THE INPUT ::
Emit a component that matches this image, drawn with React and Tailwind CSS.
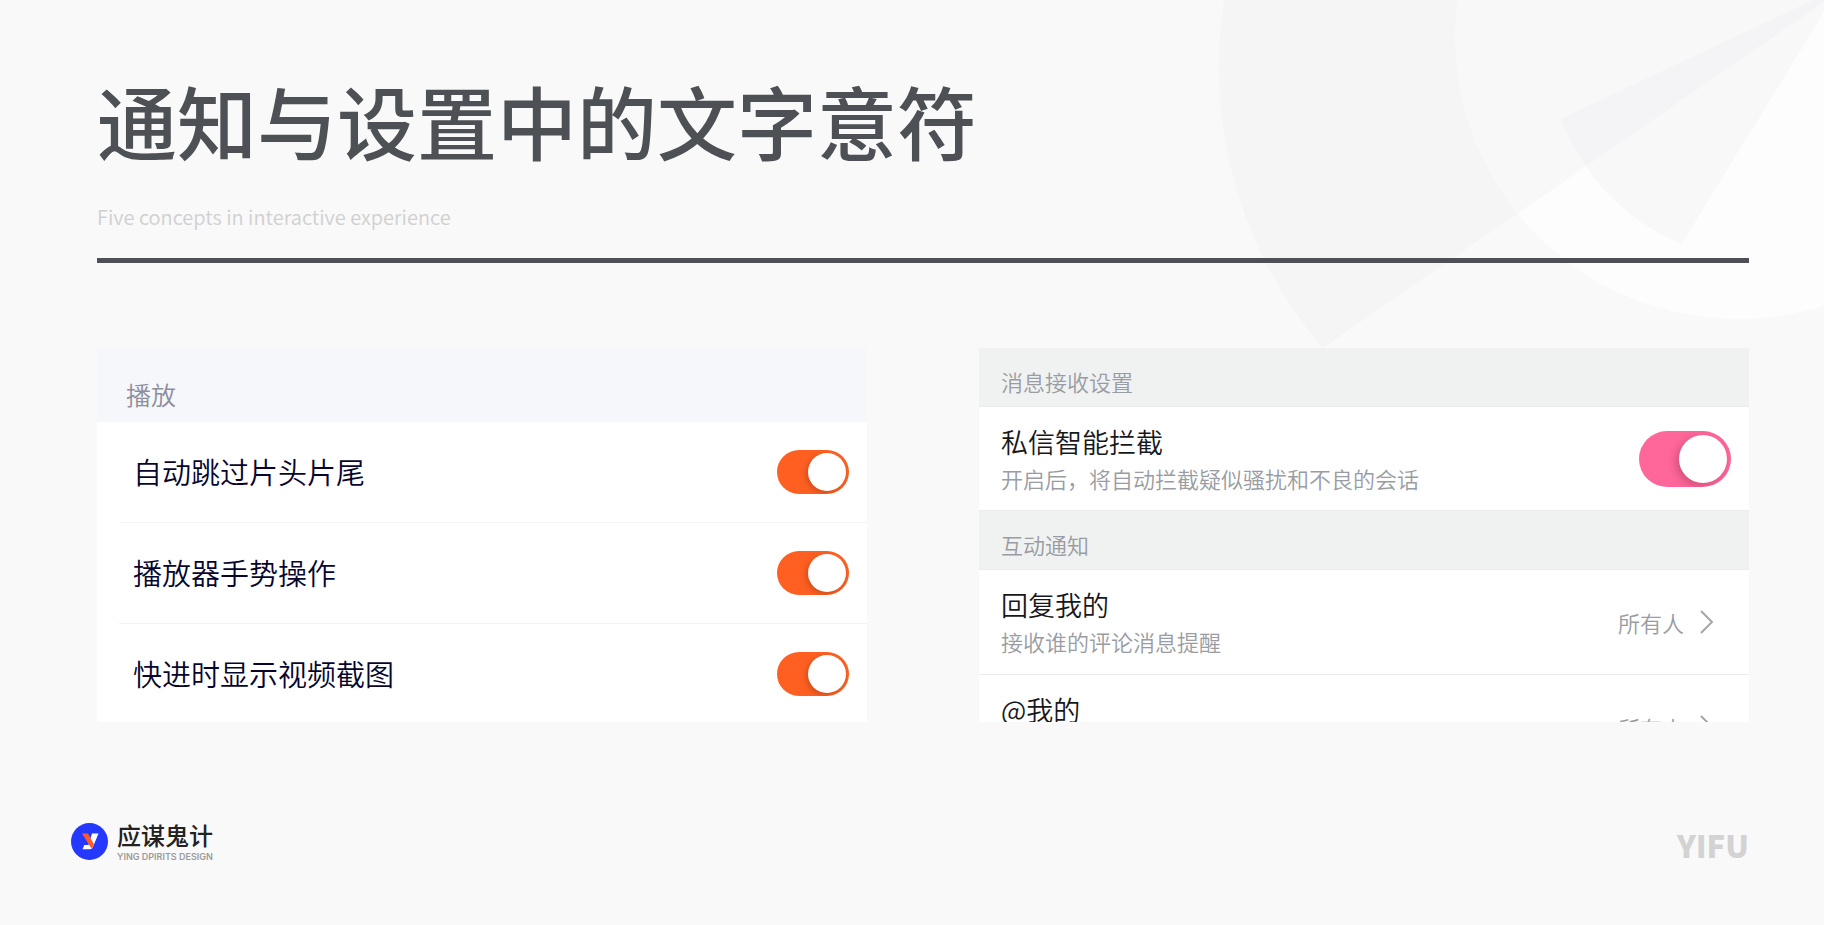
import { useState } from "react";

const PLAYBACK_OPTIONS = [
  { id: "skip-intro", label: "自动跳过片头片尾" },
  { id: "gestures", label: "播放器手势操作" },
  { id: "seek-preview", label: "快进时显示视频截图" },
];

const NOTIFY_OPTIONS = [
  { id: "reply", title: "回复我的", description: "接收谁的评论消息提醒", value: "所有人" },
  { id: "mention", title: "@我的", value: "所有人" },
];

const BackgroundShapes = () => (
  <svg
    className="absolute right-0 top-0 h-[350px] w-[624px]"
    viewBox="1200 0 624 350"
    aria-hidden="true"
  >
    <circle cx="1738" cy="36" r="283" fill="#fdfdfd" />
    <path
      d="M1224 0A434 434 0 0 0 1322.6 348L1824 2V0Z"
      fill="#e4e4e4"
      fillOpacity="0.2"
    />
    <path
      d="M1824 -5L1560.5 119A220 220 0 0 0 1681.5 244L1824 12Z"
      fill="#f8f8f8"
    />
    <path d="M1824 -5L1560.5 119A220 220 0 0 0 1586 166L1824 2Z" fill="#f4f4f7" />
  </svg>
);

const PlaybackPanel = () => {
  const [enabled, setEnabled] = useState({
    "skip-intro": true,
    gestures: true,
    "seek-preview": true,
  });

  const handleToggle = (id) => {
    setEnabled((prev) => ({ ...prev, [id]: !prev[id] }));
  };

  return (
    <section className="h-[374px] flex-1 overflow-hidden bg-white">
      <h2 className="flex h-[74px] items-end bg-[#f5f7fb] pb-[10px] pl-[29px] text-[25px] leading-[36px] font-[350] text-[#8d8d9b]">
        播放
      </h2>
      <ul className="pl-[22px]">
        {PLAYBACK_OPTIONS.map((option) => (
          <li
            key={option.id}
            className="flex h-[101px] items-center justify-between border-b border-[#f3f3f4] pl-[14px] pr-[18px]"
          >
            <label htmlFor={option.id} className="text-[29px] font-[350] text-[#08052d]">
              {option.label}
            </label>
            <input
              id={option.id}
              type="checkbox"
              role="switch"
              checked={enabled[option.id]}
              onChange={() => handleToggle(option.id)}
              className="flex h-[44px] w-[72px] appearance-none items-center overflow-hidden rounded-full bg-[#d8d8dc] px-[3px] before:size-[38px] before:rounded-full before:bg-white before:shadow-[-2px_2px_6px_rgba(0,0,0,0.2)] checked:justify-end checked:bg-[#ff6022]"
            />
          </li>
        ))}
      </ul>
    </section>
  );
};

const SectionHeader = ({ children }) => (
  <h2 className="flex h-[59px] items-end border-b border-[#eaecec] bg-[#f0f2f2] pb-[9px] pl-[22px] text-[22px] leading-[32px] font-[350] text-[#999ca3]">
    {children}
  </h2>
);

const NotificationPanel = () => {
  const [blocking, setBlocking] = useState(true);

  return (
    <section className="h-[374px] flex-1 overflow-hidden bg-white">
      <SectionHeader>消息接收设置</SectionHeader>
      <div className="flex h-[104px] items-center justify-between border-b border-[#eaecec] pl-[22px] pr-[18px]">
        <label htmlFor="blocking" className="font-[350]">
          <span className="block text-[27px] leading-[38px] text-[#17181a]">
            私信智能拦截
          </span>
          <span className="block text-[22px] leading-[34px] text-[#999ca3]">
            开启后，将自动拦截疑似骚扰和不良的会话
          </span>
        </label>
        <input
          id="blocking"
          type="checkbox"
          role="switch"
          checked={blocking}
          onChange={() => setBlocking(!blocking)}
          className="flex h-[56px] w-[92px] appearance-none items-center overflow-hidden rounded-full bg-[#d8d8dc] px-1 before:size-[48px] before:rounded-full before:bg-white before:shadow-[-3px_3px_10px_rgba(0,0,0,0.2)] checked:justify-end checked:bg-[#ff6699]"
        />
      </div>
      <SectionHeader>互动通知</SectionHeader>
      {NOTIFY_OPTIONS.map((option) => (
        <button
          key={option.id}
          type="button"
          className="flex h-[105px] w-full items-center justify-between border-b border-[#eaecec] pl-[22px] pr-[35px] text-left font-[350]"
        >
          <span className="h-[72px]">
            <span className="block text-[27px] leading-[38px] text-[#17181a]">
              {option.title}
            </span>
            {option.description && (
              <span className="block text-[22px] leading-[34px] text-[#999ca3]">
                {option.description}
              </span>
            )}
          </span>
          <span className="flex items-center gap-[15px] text-[22px] text-[#999ca3]">
            {option.value}
            <svg className="h-6 w-[15px]" viewBox="0 0 15 24" fill="none" aria-hidden="true">
              <path d="M2 1L13 12L2 23" stroke="#a6a6a6" strokeWidth="2" />
            </svg>
          </span>
        </button>
      ))}
    </section>
  );
};

const BrandLogo = () => (
  <div className="flex items-center gap-[9px]">
    <svg className="size-[37px]" viewBox="0 0 37 37" aria-hidden="true">
      <circle cx="18.5" cy="18.5" r="18.5" fill="#2438ff" />
      <path d="M21 10.5H27.5L21.8 24.3Q21 26.3 19 26.3H11.5L13.3 22H17.5Z" fill="#fff" />
      <path d="M11 10.5H17L23 21.5L21 25.5Q19.5 24.5 18.5 22.5L13.5 14.5Z" fill="#ff5a2b" />
    </svg>
    <div>
      <p className="text-2xl leading-8 font-medium text-[#222222]">应谋鬼计</p>
      <p className="font-['Inter',sans-serif] text-[9px] leading-3 font-semibold text-[#9b9b9b]">
        YING DPIRITS DESIGN
      </p>
    </div>
  </div>
);

const App = () => {
  return (
    <div className="relative min-h-screen overflow-hidden bg-[#f9f9f9] font-['Noto_Sans_CJK_SC',sans-serif]">
      <BackgroundShapes />
      <div className="relative">
        <div className="pl-[97px] pr-[75px]">
          <header className="border-b-[5px] border-[#4d5054] pt-[61px] pb-[25px]">
            <h1 className="text-[80px] leading-[116px] font-medium text-[#4d5054]">
              通知与设置中的文字意符
            </h1>
            <p className="mt-6 text-[20px] leading-[32px] font-[350] text-[#d0d0d0]">
              Five concepts in interactive experience
            </p>
          </header>
          <main className="mt-[85px] flex gap-28">
            <PlaybackPanel />
            <NotificationPanel />
          </main>
        </div>
        <footer className="mt-[93px] flex items-center justify-between pl-[71px] pr-[75px]">
          <BrandLogo />
          <span className="mt-2 text-[31px] leading-[44px] font-black text-[#d3d3d3]">YIFU</span>
        </footer>
      </div>
    </div>
  );
};

export default App;
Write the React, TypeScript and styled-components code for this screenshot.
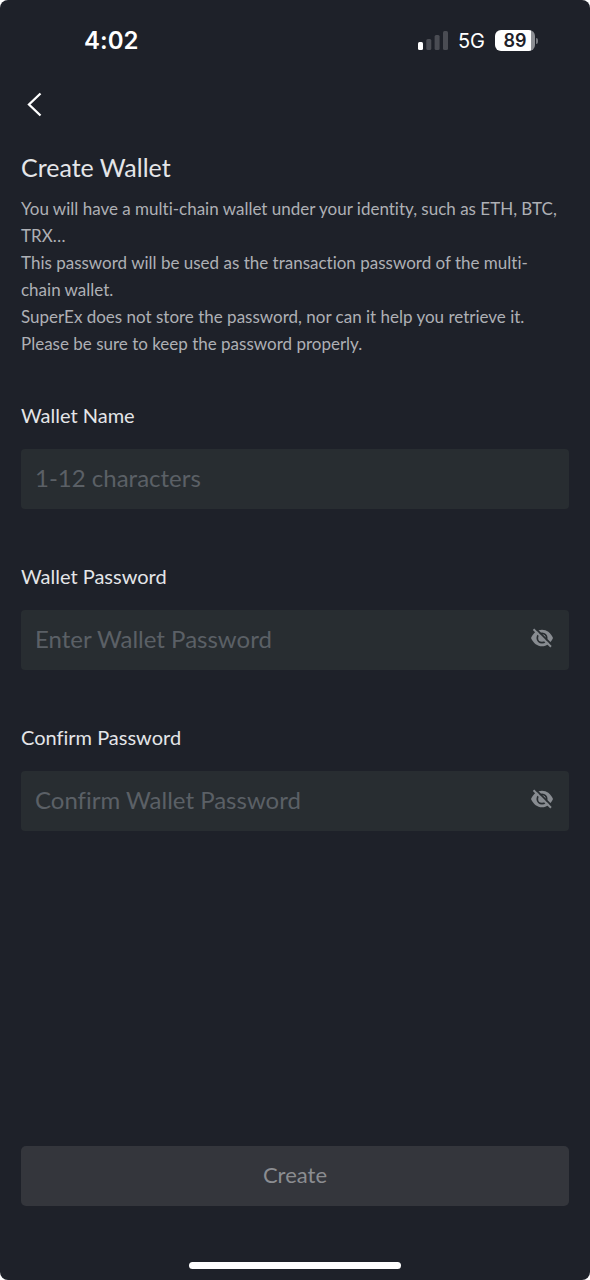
import React, { useState } from 'react';
import styled, { createGlobalStyle } from 'styled-components';

const GlobalStyle = createGlobalStyle`
  *, *::before, *::after { box-sizing: border-box; }
  body { margin: 0; background: #ffffff; }
`;

const uiFont = `Lato, "Noto Sans", "Liberation Sans", sans-serif`;
const systemFont = `Inter, "Liberation Sans", sans-serif`;

const Screen = styled.div`
  display: flex;
  flex-direction: column;
  min-height: 100vh;
  border-radius: 8px;
  background: #1e2129;
  color: #e4e5e8;
  font-family: ${uiFont};
  font-variant-ligatures: none;
`;

const StatusBar = styled.header`
  display: flex;
  align-items: center;
  justify-content: space-between;
  height: 80px;
  padding: 1px 52px 0 84px;
  color: #ffffff;
  font-family: ${systemFont};
`;

const Clock = styled.time`
  font-size: 24px;
  line-height: 32px;
  font-weight: 600;
`;

const Indicators = styled.div`
  display: flex;
  align-items: center;
  gap: 10px;
`;

const Network = styled.span`
  font-size: 20px;
  line-height: 24px;
`;

const Battery = styled.span`
  display: flex;
  align-items: center;
  gap: 1px;
`;

const BatteryBody = styled.span`
  width: 40px;
  height: 21px;
  border-radius: 6px;
  background: linear-gradient(to right, #ffffff 89%, #8c8e93 89%);
  color: #1e2129;
  font-size: 18px;
  line-height: 21px;
  font-weight: 600;
  text-align: center;
`;

const BatteryTip = styled.span`
  width: 2px;
  height: 6px;
  border-radius: 0 2px 2px 0;
  background: #77797f;
`;

const NavBar = styled.nav`
  display: flex;
  align-items: center;
  height: 48px;
  padding: 0 20px;
`;

const IconButton = styled.button`
  display: flex;
  flex: none;
  padding: 0;
  border: 0;
  background: none;
  color: inherit;
  cursor: pointer;
`;

const Form = styled.form`
  display: flex;
  flex: 1;
  flex-direction: column;
  padding: 23px 21px 75px;
`;

const Title = styled.h1`
  margin: 0;
  font-size: 25px;
  line-height: 32px;
  font-weight: 400;
`;

const Intro = styled.div`
  margin-top: 12px;
  padding-right: 8px;
  color: #aeb0b5;
  font-size: 17px;
  line-height: 27px;
`;

const Paragraph = styled.p`
  margin: 0;
`;

const Fields = styled.div`
  display: flex;
  flex-direction: column;
  gap: 56px;
  margin: 47px 0 60px;
`;

const FieldGroup = styled.div`
  display: flex;
  flex-direction: column;
  gap: 23px;
`;

const Label = styled.label`
  font-size: 20px;
  line-height: 22px;
`;

const InputBox = styled.div`
  display: flex;
  align-items: center;
  height: 60px;
  padding: 0 15px 4px 14px;
  border-radius: 4px;
  background: #282d31;
`;

const Input = styled.input`
  flex: 1;
  min-width: 0;
  height: 100%;
  padding: 0;
  border: 0;
  outline: 0;
  background: none;
  color: #e4e5e8;
  font-family: inherit;
  font-size: 24px;
  font-variant-ligatures: none;

  &::placeholder {
    color: #5b6066;
    opacity: 1;
  }
`;

const EyeToggle = styled(IconButton)`
  color: #888c91;
`;

const SubmitButton = styled.button`
  height: 60px;
  margin-top: auto;
  padding: 0 0 4px;
  border: 0;
  border-radius: 5px;
  background: #34363c;
  color: #8b8d91;
  font-family: inherit;
  font-size: 22px;
`;

const HomeIndicator = styled.div`
  align-self: center;
  width: 36%;
  height: 7px;
  margin-top: -19px;
  margin-bottom: 11px;
  border-radius: 4px;
  background: #ffffff;
`;

function SignalIcon() {
  return (
    <svg width="30" height="20" viewBox="0 0 30 20" aria-hidden="true">
      <rect x="0" y="11" width="5" height="8" rx="1.5" fill="#ffffff" />
      <rect x="8.300" y="8" width="5" height="11" rx="1.5" fill="#4a4c53" />
      <rect x="16.600" y="4" width="5" height="15" rx="1.5" fill="#4a4c53" />
      <rect x="25" y="0" width="5" height="19" rx="1.5" fill="#4a4c53" />
    </svg>
  );
}

function BackIcon() {
  return (
    <svg width="28" height="28" viewBox="0 0 28 28" fill="none" aria-hidden="true">
      <path d="M20.500 3.500 9 14.500l11.500 11" stroke="#ffffff" strokeWidth="2.300" />
    </svg>
  );
}

function EyeIcon({ hidden }: { hidden: boolean }) {
  return (
    <svg width="24" height="20" viewBox="0 0 24 20" fill="none" aria-hidden="true">
      <path d="M1 10C3.500 4.500 7.300 1.700 12 1.700s8.500 2.800 11 8.300c-2.500 5.500-6.300 8.300-11 8.300S3.500 15.500 1 10Z" fill="currentColor" />
      <circle cx="12" cy="10" r="4.700" stroke="#282d31" strokeWidth="1.700" />
      {hidden && (
        <>
          <path d="m5.500 .5 17 17" stroke="#282d31" strokeWidth="1.800" />
          <path d="m3.500 1.200 17.500 17.500" stroke="currentColor" strokeWidth="2" />
        </>
      )}
    </svg>
  );
}

type FieldProps = { id: string; label: string; placeholder: string; secret?: boolean };

function Field({ id, label, placeholder, secret = false }: FieldProps) {
  const [hidden, setHidden] = useState(true);
  return (
    <FieldGroup>
      <Label htmlFor={id}>{label}</Label>
      <InputBox>
        <Input id={id} type={secret && hidden ? 'password' : 'text'} placeholder={placeholder} />
        {secret && (
          <EyeToggle type="button" aria-label={hidden ? 'Show password' : 'Hide password'} onClick={() => setHidden(!hidden)}>
            <EyeIcon hidden={hidden} />
          </EyeToggle>
        )}
      </InputBox>
    </FieldGroup>
  );
}

export default function App() {
  return (
    <>
      <GlobalStyle />
      <Screen>
        <StatusBar>
          <Clock>4:02</Clock>
          <Indicators>
            <SignalIcon />
            <Network>5G</Network>
            <Battery>
              <BatteryBody>89</BatteryBody>
              <BatteryTip />
            </Battery>
          </Indicators>
        </StatusBar>
        <NavBar>
          <IconButton type="button" aria-label="Back">
            <BackIcon />
          </IconButton>
        </NavBar>
        <Form onSubmit={(event) => event.preventDefault()}>
          <Title>Create Wallet</Title>
          <Intro>
            <Paragraph>You will have a multi-chain wallet under your identity, such as ETH, BTC, TRX…</Paragraph>
            <Paragraph>This password will be used as the transaction password of the multi-chain wallet.</Paragraph>
            <Paragraph>SuperEx does not store the password, nor can it help you retrieve it.</Paragraph>
            <Paragraph>Please be sure to keep the password properly.</Paragraph>
          </Intro>
          <Fields>
            <Field id="wallet-name" label="Wallet Name" placeholder="1-12 characters" />
            <Field id="wallet-password" label="Wallet Password" placeholder="Enter Wallet Password" secret />
            <Field id="confirm-password" label="Confirm Password" placeholder="Confirm Wallet Password" secret />
          </Fields>
          <SubmitButton type="submit" disabled>Create</SubmitButton>
        </Form>
        <HomeIndicator />
      </Screen>
    </>
  );
}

EXERCISE REQUIREMENTS :: From the data above, copy each line that has the string "components".

ANSWER TO THE TASK ::
Write the React, TypeScript and styled-components code for this screenshot.
import styled, { createGlobalStyle } from 'styled-components';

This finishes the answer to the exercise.